##### Information supplied #####

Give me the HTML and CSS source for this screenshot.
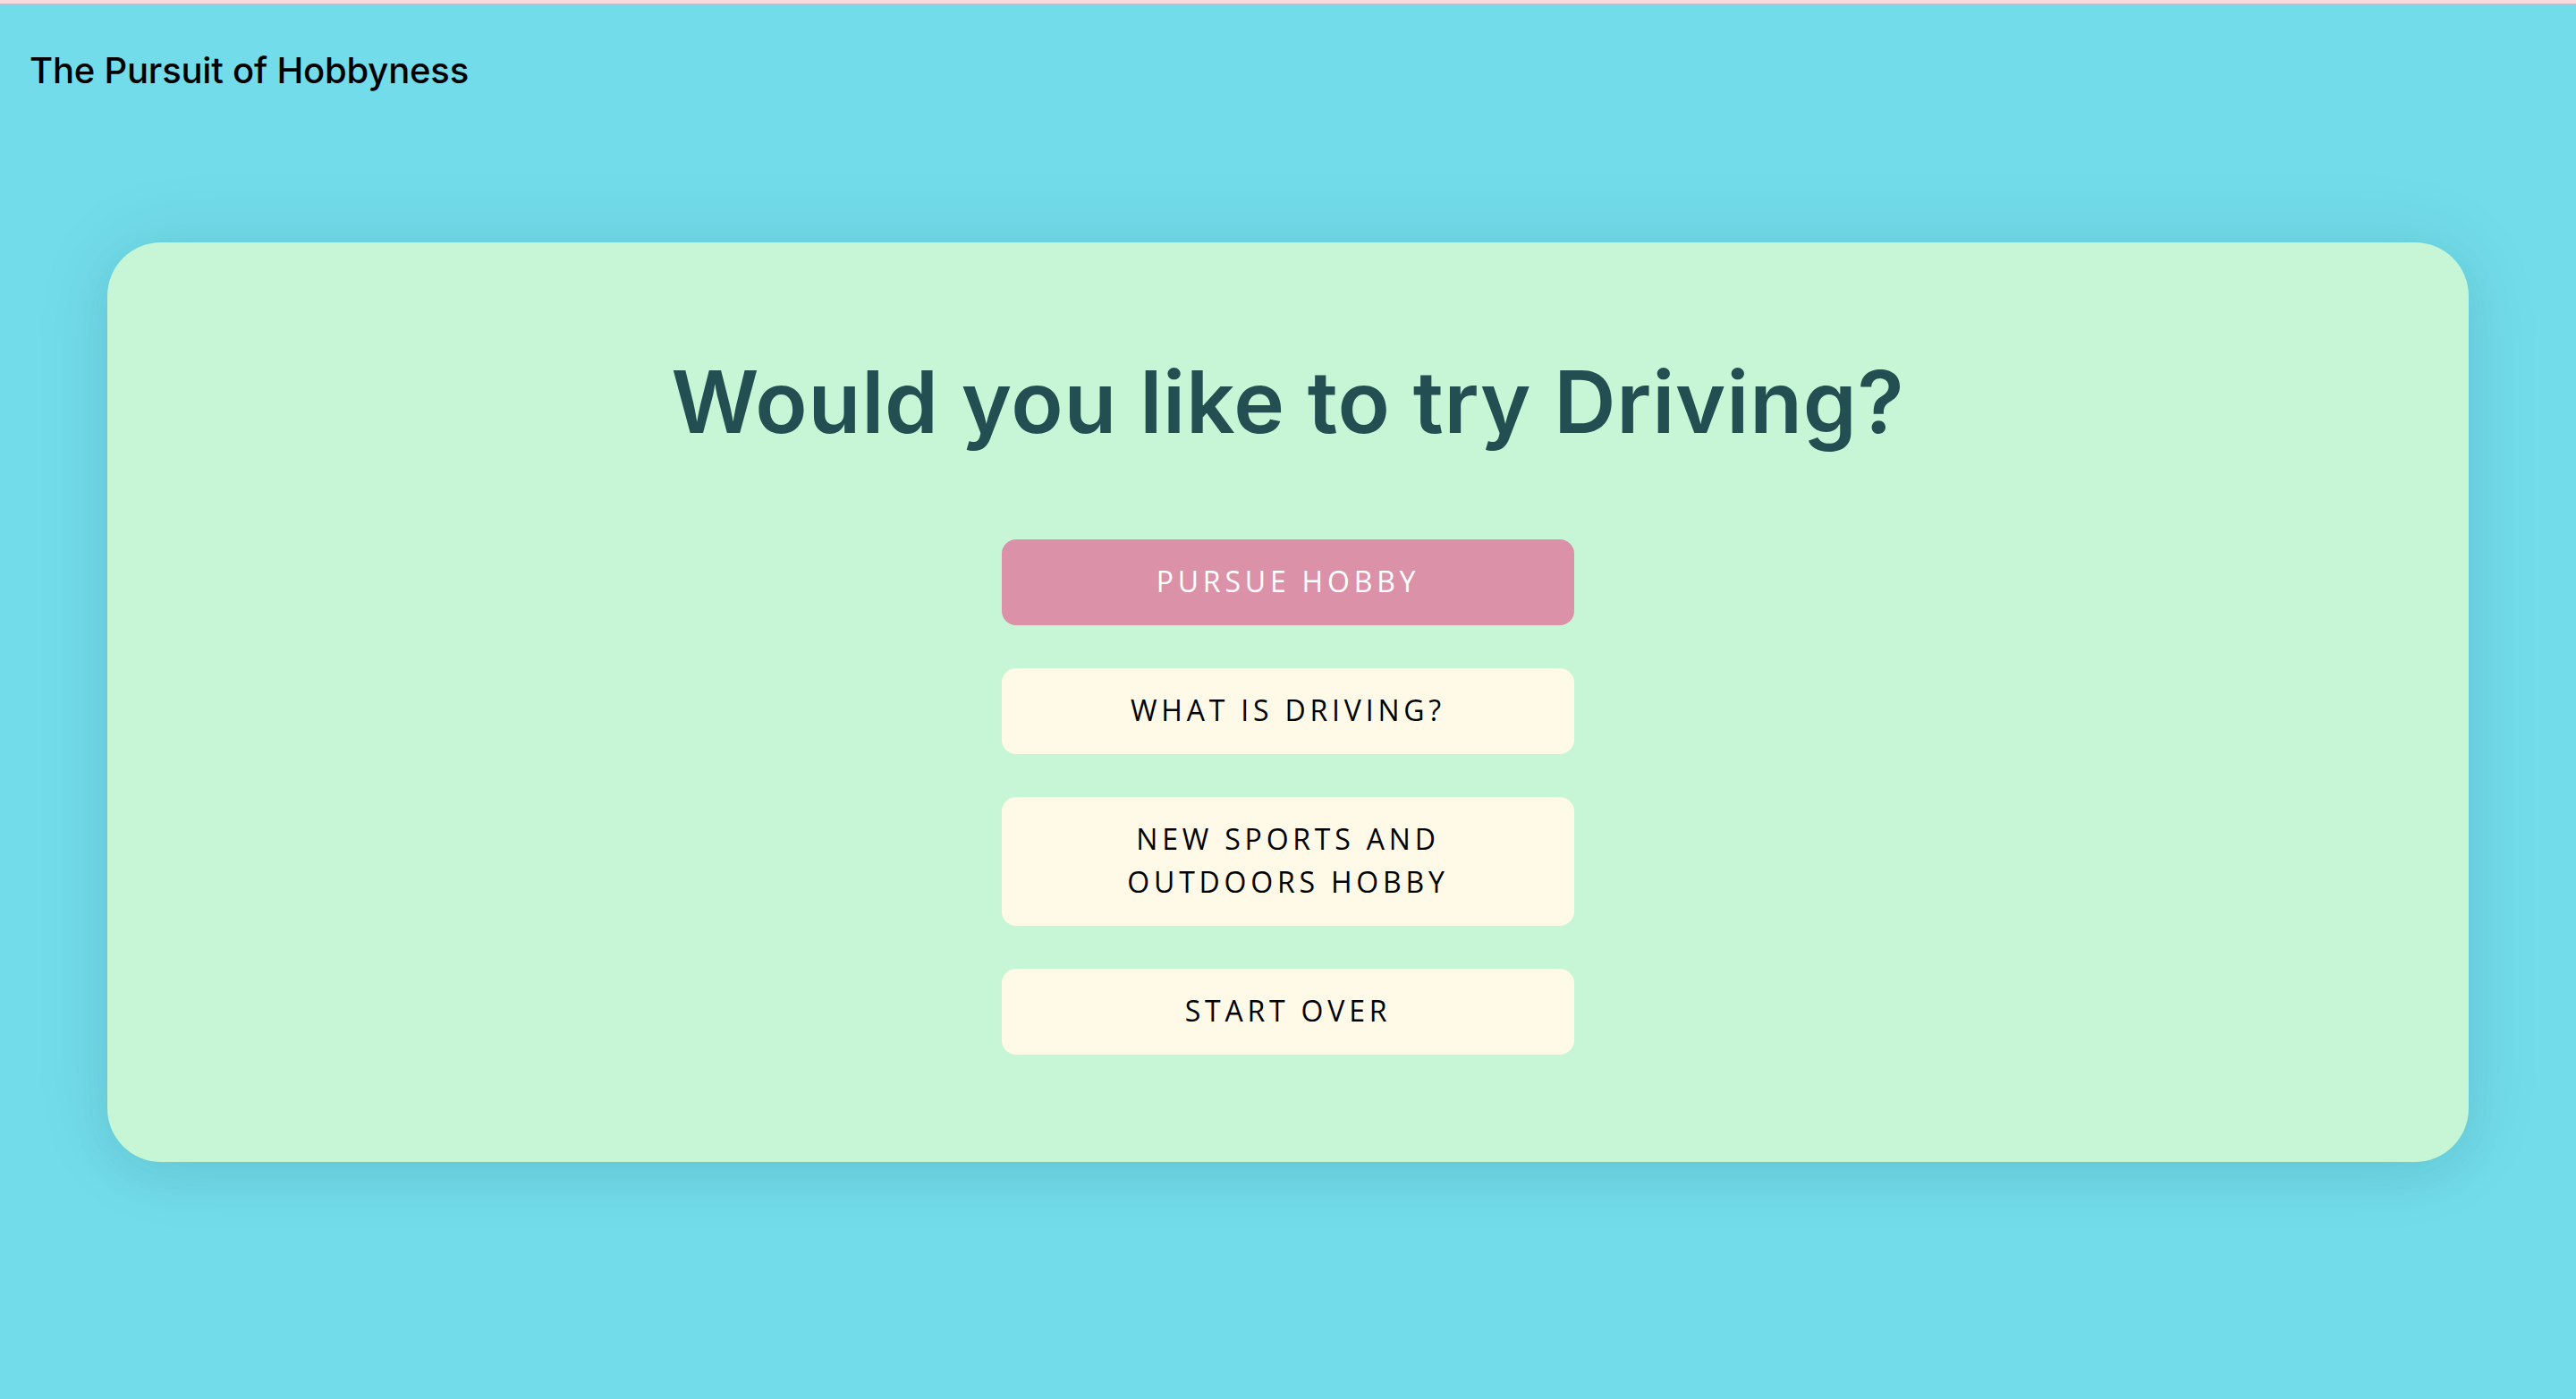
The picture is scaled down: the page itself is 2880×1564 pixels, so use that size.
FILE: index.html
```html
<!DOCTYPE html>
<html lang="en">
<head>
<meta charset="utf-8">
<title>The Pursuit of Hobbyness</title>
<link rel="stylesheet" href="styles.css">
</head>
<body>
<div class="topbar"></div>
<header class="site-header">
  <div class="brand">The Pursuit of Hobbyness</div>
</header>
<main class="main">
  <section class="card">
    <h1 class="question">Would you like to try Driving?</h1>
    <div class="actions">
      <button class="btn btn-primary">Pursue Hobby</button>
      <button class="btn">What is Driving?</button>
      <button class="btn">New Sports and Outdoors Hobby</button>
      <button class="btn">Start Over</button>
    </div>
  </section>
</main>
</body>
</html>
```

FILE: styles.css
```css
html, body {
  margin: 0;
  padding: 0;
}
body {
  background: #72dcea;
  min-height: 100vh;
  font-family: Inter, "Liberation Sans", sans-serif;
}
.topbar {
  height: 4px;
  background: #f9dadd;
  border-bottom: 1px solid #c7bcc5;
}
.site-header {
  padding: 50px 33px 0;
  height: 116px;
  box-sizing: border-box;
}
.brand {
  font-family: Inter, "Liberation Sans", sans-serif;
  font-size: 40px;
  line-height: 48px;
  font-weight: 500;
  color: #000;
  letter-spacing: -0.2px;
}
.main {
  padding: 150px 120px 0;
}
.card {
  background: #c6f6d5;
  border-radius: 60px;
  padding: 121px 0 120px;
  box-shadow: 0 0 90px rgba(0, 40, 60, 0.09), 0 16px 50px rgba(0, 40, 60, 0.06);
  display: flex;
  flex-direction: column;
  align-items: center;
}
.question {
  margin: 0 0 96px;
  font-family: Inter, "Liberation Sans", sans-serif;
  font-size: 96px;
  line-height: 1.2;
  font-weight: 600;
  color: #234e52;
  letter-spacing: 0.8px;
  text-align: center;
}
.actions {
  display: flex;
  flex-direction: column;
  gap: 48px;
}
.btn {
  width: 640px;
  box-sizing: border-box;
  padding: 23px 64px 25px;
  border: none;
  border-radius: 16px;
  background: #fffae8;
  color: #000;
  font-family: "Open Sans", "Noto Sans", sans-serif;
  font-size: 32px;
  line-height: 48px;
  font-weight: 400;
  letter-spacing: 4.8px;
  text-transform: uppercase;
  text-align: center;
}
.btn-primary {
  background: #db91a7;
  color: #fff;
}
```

#####

=== Request ===
Omit each picture, then return all of the listing exactly as it stands.

=== Answer below ===
Give me the HTML and CSS source for this screenshot.
The picture is scaled down: the page itself is 2880×1564 pixels, so use that size.
FILE: index.html
```html
<!DOCTYPE html>
<html lang="en">
<head>
<meta charset="utf-8">
<title>The Pursuit of Hobbyness</title>
<link rel="stylesheet" href="styles.css">
</head>
<body>
<div class="topbar"></div>
<header class="site-header">
  <div class="brand">The Pursuit of Hobbyness</div>
</header>
<main class="main">
  <section class="card">
    <h1 class="question">Would you like to try Driving?</h1>
    <div class="actions">
      <button class="btn btn-primary">Pursue Hobby</button>
      <button class="btn">What is Driving?</button>
      <button class="btn">New Sports and Outdoors Hobby</button>
      <button class="btn">Start Over</button>
    </div>
  </section>
</main>
</body>
</html>
```

FILE: styles.css
```css
html, body {
  margin: 0;
  padding: 0;
}
body {
  background: #72dcea;
  min-height: 100vh;
  font-family: Inter, "Liberation Sans", sans-serif;
}
.topbar {
  height: 4px;
  background: #f9dadd;
  border-bottom: 1px solid #c7bcc5;
}
.site-header {
  padding: 50px 33px 0;
  height: 116px;
  box-sizing: border-box;
}
.brand {
  font-family: Inter, "Liberation Sans", sans-serif;
  font-size: 40px;
  line-height: 48px;
  font-weight: 500;
  color: #000;
  letter-spacing: -0.2px;
}
.main {
  padding: 150px 120px 0;
}
.card {
  background: #c6f6d5;
  border-radius: 60px;
  padding: 121px 0 120px;
  box-shadow: 0 0 90px rgba(0, 40, 60, 0.09), 0 16px 50px rgba(0, 40, 60, 0.06);
  display: flex;
  flex-direction: column;
  align-items: center;
}
.question {
  margin: 0 0 96px;
  font-family: Inter, "Liberation Sans", sans-serif;
  font-size: 96px;
  line-height: 1.2;
  font-weight: 600;
  color: #234e52;
  letter-spacing: 0.8px;
  text-align: center;
}
.actions {
  display: flex;
  flex-direction: column;
  gap: 48px;
}
.btn {
  width: 640px;
  box-sizing: border-box;
  padding: 23px 64px 25px;
  border: none;
  border-radius: 16px;
  background: #fffae8;
  color: #000;
  font-family: "Open Sans", "Noto Sans", sans-serif;
  font-size: 32px;
  line-height: 48px;
  font-weight: 400;
  letter-spacing: 4.8px;
  text-transform: uppercase;
  text-align: center;
}
.btn-primary {
  background: #db91a7;
  color: #fff;
}
```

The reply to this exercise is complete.